Od 1 kwietnia dyrektorzy szpitali będą mogli niemal dowolnie ustalać, ile pielęgniarek mają zatrudnić. To oznacza, że większość może ograniczyć ich liczbę do minimum - alarmuje "Dziennik Polski".

Polska jest jednym z nielicznych krajów, w których nie istnieją jasne normy zatrudnienia pielęgniarek. W efekcie wiele placówek, głównie najbardziej niedofinansowane szpitale powiatowe, zatrudnia ich zdecydowanie za mało.

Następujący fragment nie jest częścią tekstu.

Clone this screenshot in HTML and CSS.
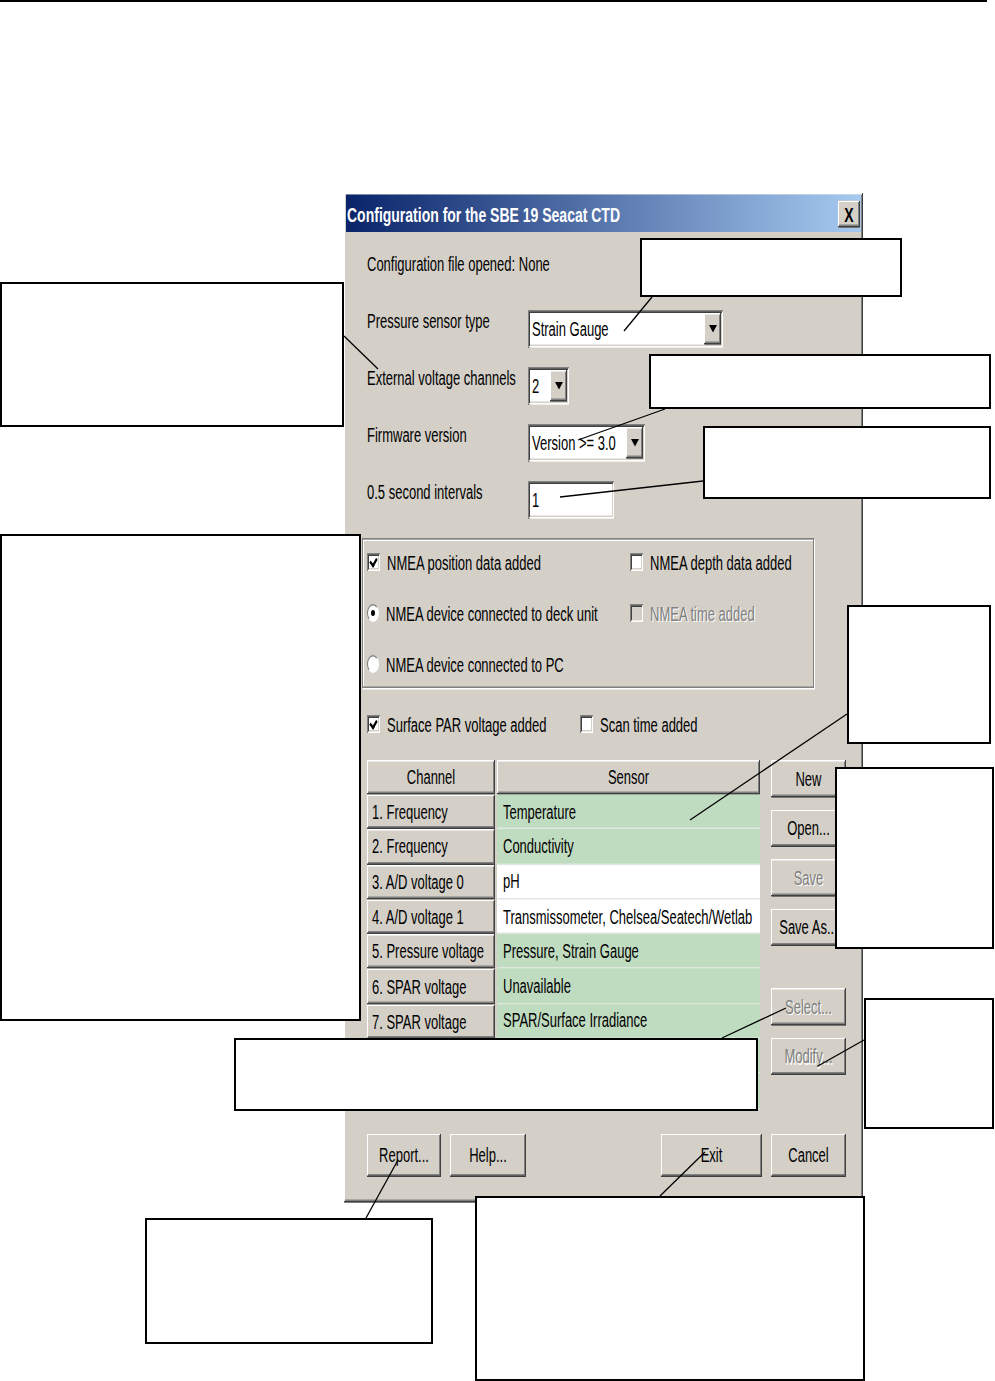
FILE: index.html
```html
<!DOCTYPE html>
<html lang="en">
<head>
    <meta charset="UTF-8">
    <title>Configuration for the SBE 19 Seacat CTD</title>
    <link rel="stylesheet" href="styles.css">
</head>
<body>
<div class="page">
    <div class="top-rule"></div>

    <div class="dialog">
        <div class="titlebar">
            <span class="title">Configuration for the SBE 19 Seacat CTD</span>
            <div class="close-btn">X</div>
        </div>

        <div class="dialog-body">
            <div class="file-info">Configuration file opened: None</div>

            <div class="settings">
                <span class="setting-label">Pressure sensor type</span>
                <div class="combo combo-pressure"><span class="combo-value">Strain Gauge</span><span class="combo-arrow"></span></div>
                <span class="setting-label">External voltage channels</span>
                <div class="combo combo-channels"><span class="combo-value">2</span><span class="combo-arrow"></span></div>
                <span class="setting-label">Firmware version</span>
                <div class="combo combo-firmware"><span class="combo-value">Version &gt;= 3.0</span><span class="combo-arrow"></span></div>
                <span class="setting-label">0.5 second intervals</span>
                <div class="combo combo-interval"><span class="combo-value">1</span></div>
            </div>

            <div class="nmea-group">
                <div class="option"><span class="check checked"></span>NMEA position data added</div>
                <div class="option"><span class="check"></span>NMEA depth data added</div>
                <div class="option"><span class="radio selected"></span>NMEA device connected to deck unit</div>
                <div class="option disabled"><span class="check"></span>NMEA time added</div>
                <div class="option"><span class="radio"></span>NMEA device connected to PC</div>
            </div>

            <div class="extras">
                <div class="option surface-par"><span class="check checked"></span>Surface PAR voltage added</div>
                <div class="option"><span class="check"></span>Scan time added</div>
            </div>

            <div class="sensor-area">
                <div class="sensor-table">
                    <div class="head-cell">Channel</div>
                    <div class="head-cell">Sensor</div>
                    <div class="channel-cell">1. Frequency</div>
                    <div class="sensor-cell">Temperature</div>
                    <div class="channel-cell">2. Frequency</div>
                    <div class="sensor-cell">Conductivity</div>
                    <div class="channel-cell">3. A/D voltage 0</div>
                    <div class="sensor-cell plain">pH</div>
                    <div class="channel-cell">4. A/D voltage 1</div>
                    <div class="sensor-cell plain">Transmissometer, Chelsea/Seatech/Wetlab</div>
                    <div class="channel-cell">5. Pressure voltage</div>
                    <div class="sensor-cell">Pressure, Strain Gauge</div>
                    <div class="channel-cell">6. SPAR voltage</div>
                    <div class="sensor-cell">Unavailable</div>
                    <div class="channel-cell">7. SPAR voltage</div>
                    <div class="sensor-cell">SPAR/Surface Irradiance</div>
                    <div class="channel-cell"></div>
                    <div class="sensor-cell"></div>
                    <div class="channel-cell"></div>
                    <div class="sensor-cell"></div>
                </div>
                <div class="side-buttons">
                    <div class="btn">New</div>
                    <div class="btn">Open...</div>
                    <div class="btn disabled">Save</div>
                    <div class="btn">Save As...</div>
                    <div class="btn disabled btn-select">Select...</div>
                    <div class="btn disabled">Modify...</div>
                </div>
            </div>

            <div class="bottom-buttons">
                <div class="btn-group">
                    <div class="btn btn-report">Report...</div>
                    <div class="btn btn-help">Help...</div>
                </div>
                <div class="btn-group">
                    <div class="btn btn-exit">Exit</div>
                    <div class="btn btn-cancel">Cancel</div>
                </div>
            </div>
        </div>
    </div>

    <!-- leader lines from the callouts to the dialog -->
    <svg class="leaders" width="995" height="1381" viewBox="0 0 995 1381">
        <line x1="652" y1="297" x2="624" y2="331"/>
        <line x1="344" y1="336" x2="378" y2="369"/>
        <line x1="665" y1="409" x2="578" y2="440"/>
        <line x1="703" y1="481" x2="560" y2="497"/>
        <line x1="847" y1="714" x2="690" y2="820"/>
        <line x1="864" y1="1040" x2="818" y2="1066"/>
        <line x1="722" y1="1038" x2="786" y2="1008"/>
        <line x1="366" y1="1218" x2="398" y2="1160"/>
        <line x1="660" y1="1196" x2="705" y2="1152"/>
    </svg>

    <div class="callout callout-pressure"></div>
    <div class="callout callout-channels"></div>
    <div class="callout callout-firmware"></div>
    <div class="callout callout-interval"></div>
    <div class="callout callout-nmea"></div>
    <div class="callout callout-sensor"></div>
    <div class="callout callout-files"></div>
    <div class="callout callout-modify"></div>
    <div class="callout callout-select"></div>
    <div class="callout callout-report"></div>
    <div class="callout callout-exit"></div>
</div>
</body>
</html>
```

FILE: styles.css
```css
body {
    margin: 0;
    background-color: #ffffff;
    font-family: "Liberation Sans", Arial, sans-serif;
}
.page {
    position: relative;
    width: 995px;
    height: 1381px;
    overflow: hidden;
}
.top-rule {
    width: 987px;
    height: 2px;
    background-color: #000000;
}

/* the dialog is laid out flat, then stretched like the screenshot */
.dialog {
    width: 519px;
    height: 673px;
    margin: 191px 0 0 344px;
    padding: 1px 2px 0;
    box-sizing: border-box;
    background-color: #d4d0c8;
    box-shadow: inset -1px -1px #404040, inset 1px 1px #ffffff, inset -2px -2px #808080;
    transform: scaleY(1.5);
    transform-origin: top left;
    font-size: 13px;
    color: #000000;
}
.titlebar {
    height: 25px;
    display: flex;
    align-items: center;
    justify-content: space-between;
    padding: 0 1px;
    background: linear-gradient(to right, #0a246a, #a6caf0);
}
.title {
    color: #ffffff;
    font-weight: bold;
    font-size: 14px;
    white-space: nowrap;
}
.close-btn {
    width: 22px;
    height: 18px;
    display: flex;
    align-items: center;
    justify-content: center;
    background-color: #d4d0c8;
    box-shadow: inset -1px -1px #404040, inset 1px 1px #ffffff, inset -2px -2px #808080;
    font-weight: bold;
    font-size: 14px;
}
.dialog-body {
    padding: 14px 15px 0 21px;
}
.file-info {
    height: 16px;
    line-height: 16px;
}
.settings {
    display: grid;
    grid-template-columns: 161px auto;
    grid-auto-rows: 25px;
    row-gap: 13px;
    align-items: center;
    justify-items: start;
    margin-top: 22px;
}
.setting-label {
    align-self: start;
    line-height: 16px;
}
.combo {
    height: 25px;
    display: flex;
    align-items: center;
    justify-content: space-between;
    padding: 2px;
    box-sizing: border-box;
    background-color: #ffffff;
    box-shadow: inset 1px 1px #808080, inset -1px -1px #ffffff, inset 2px 2px #404040, inset -2px -2px #d4d0c8;
}
.combo-value {
    padding-left: 2px;
    white-space: nowrap;
}
.combo-arrow {
    width: 17px;
    height: 21px;
    display: flex;
    align-items: center;
    justify-content: center;
    background-color: #d4d0c8;
    box-shadow: inset -1px -1px #404040, inset 1px 1px #ffffff, inset -2px -2px #808080;
}
.combo-arrow::after {
    content: "";
    border-left: 4px solid transparent;
    border-right: 4px solid transparent;
    border-top: 5px solid #000000;
}
.combo-pressure { width: 195px; }
.combo-channels { width: 41px; }
.combo-firmware { width: 117px; }
.combo-interval { width: 86px; }

.nmea-group {
    width: 452px;
    height: 100px;
    margin: 13px 0 0 -5px;
    padding: 8px 0 0 4px;
    box-sizing: border-box;
    border: 1px solid #808080;
    box-shadow: 1px 1px 0 #ffffff, inset 1px 1px 0 #ffffff;
    display: grid;
    grid-template-columns: 263px auto;
    grid-auto-rows: 14px;
    row-gap: 20px;
}
.option {
    display: flex;
    align-items: center;
    gap: 7px;
    white-space: nowrap;
}
.option.disabled {
    color: #808080;
    text-shadow: 1px 1px #ffffff;
}
.check {
    width: 13px;
    height: 12px;
    flex-shrink: 0;
    position: relative;
    background-color: #ffffff;
    box-shadow: inset 1px 1px #808080, inset -1px -1px #ffffff, inset 2px 2px #404040, inset -2px -2px #d4d0c8;
}
.option.disabled .check {
    background-color: #d4d0c8;
}
.check.checked::after {
    content: "";
    position: absolute;
    left: 4px;
    top: 2px;
    width: 3px;
    height: 5px;
    border-right: 2px solid #000000;
    border-bottom: 2px solid #000000;
    transform: rotate(40deg);
}
.radio {
    width: 12px;
    height: 12px;
    flex-shrink: 0;
    border-radius: 50%;
    box-sizing: border-box;
    background-color: #ffffff;
    border: 1px solid;
    border-color: #808080 #ffffff #ffffff #808080;
    display: flex;
    align-items: center;
    justify-content: center;
}
.radio.selected::after {
    content: "";
    width: 4px;
    height: 4px;
    border-radius: 50%;
    background-color: #000000;
}

.extras {
    display: flex;
    height: 14px;
    margin-top: 17px;
}
.surface-par {
    width: 213px;
}

.sensor-area {
    display: flex;
    gap: 11px;
    height: 233px;
    margin-top: 17px;
}
.sensor-table {
    display: grid;
    grid-template-columns: 128px 263px;
    grid-template-rows: 23px;
    grid-auto-rows: 23.3px;
    column-gap: 2px;
    overflow: hidden;
}
.head-cell,
.channel-cell {
    display: flex;
    align-items: center;
    background-color: #d4d0c8;
    box-shadow: inset -1px -1px #404040, inset 1px 1px #ffffff, inset -2px -2px #808080;
    white-space: nowrap;
}
.head-cell {
    justify-content: center;
}
.channel-cell {
    padding-left: 5px;
}
.sensor-cell {
    display: flex;
    align-items: center;
    padding-left: 6px;
    background-color: #c0dcc0;
    border-bottom: 1px solid #dde9dd;
    white-space: nowrap;
}
.sensor-cell.plain {
    background-color: #ffffff;
    border-bottom-color: #e4e4e4;
}
.side-buttons {
    display: flex;
    flex-direction: column;
    gap: 8px;
    width: 75px;
}
.btn {
    height: 25px;
    display: flex;
    align-items: center;
    justify-content: center;
    flex-shrink: 0;
    background-color: #d4d0c8;
    box-shadow: inset -1px -1px #404040, inset 1px 1px #ffffff, inset -2px -2px #808080;
    white-space: nowrap;
}
.btn.disabled {
    color: #808080;
    text-shadow: 1px 1px #ffffff;
}
.btn-select {
    margin-top: 20px;
}
.bottom-buttons {
    display: flex;
    justify-content: space-between;
    margin-top: 16px;
}
.btn-group {
    display: flex;
    gap: 9px;
}
.bottom-buttons .btn {
    height: 29px;
}
.btn-report { width: 74px; }
.btn-help { width: 76px; }
.btn-exit { width: 101px; }
.btn-cancel { width: 75px; }

/* callout overlay */
.leaders {
    position: absolute;
    left: 0;
    top: 0;
    stroke: #000000;
    stroke-width: 1.3;
}
.callout {
    position: absolute;
    background-color: #ffffff;
    border: 2px solid #000000;
    box-sizing: border-box;
}
.callout-pressure { left: 640px; top: 238px; width: 262px; height: 59px; }
.callout-channels { left: 0; top: 282px; width: 344px; height: 145px; }
.callout-firmware { left: 649px; top: 354px; width: 342px; height: 55px; }
.callout-interval { left: 703px; top: 426px; width: 288px; height: 73px; }
.callout-nmea { left: 0; top: 534px; width: 361px; height: 487px; }
.callout-sensor { left: 847px; top: 605px; width: 144px; height: 139px; }
.callout-files { left: 835px; top: 767px; width: 159px; height: 182px; }
.callout-modify { left: 864px; top: 998px; width: 130px; height: 131px; }
.callout-select { left: 234px; top: 1038px; width: 524px; height: 73px; }
.callout-report { left: 145px; top: 1218px; width: 288px; height: 126px; }
.callout-exit { left: 475px; top: 1196px; width: 390px; height: 185px; }
```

Ministerstwo przygotowało rozporządzenie, które miało sprecyzować normy obsady pielęgniarskiej. Okazało się jednak, że dokument zamiast rozwiązać problemy, jeszcze bardziej je pogłębił. Od 1 kwietnia minimum zatrudnienia pielęgniarek mają określać skomplikowane i niezrozumiałe wzory.

Gdy rozporządzenie wejdzie w życie, dane konieczne do wyliczenia wzoru będzie można dowolnie interpretować. Dyrektorzy ograniczą więc liczbę pielęgniarek do absolutnego minimum - alarmuje dr Krzysztof Łanda z Fundacji Watch Health Care i Business Center Club.

W Polsce na tysiąc mieszkańców przypada zaledwie 5,5 pielęgniarki. Tymczasem w Szwajcarii jest ich 16, a w Norwegii - 14. Daleko nam też do krajów w Europie Wschodniej - np. w Czechach na 1 tys. osób przypada ponad 8 pielęgniarek.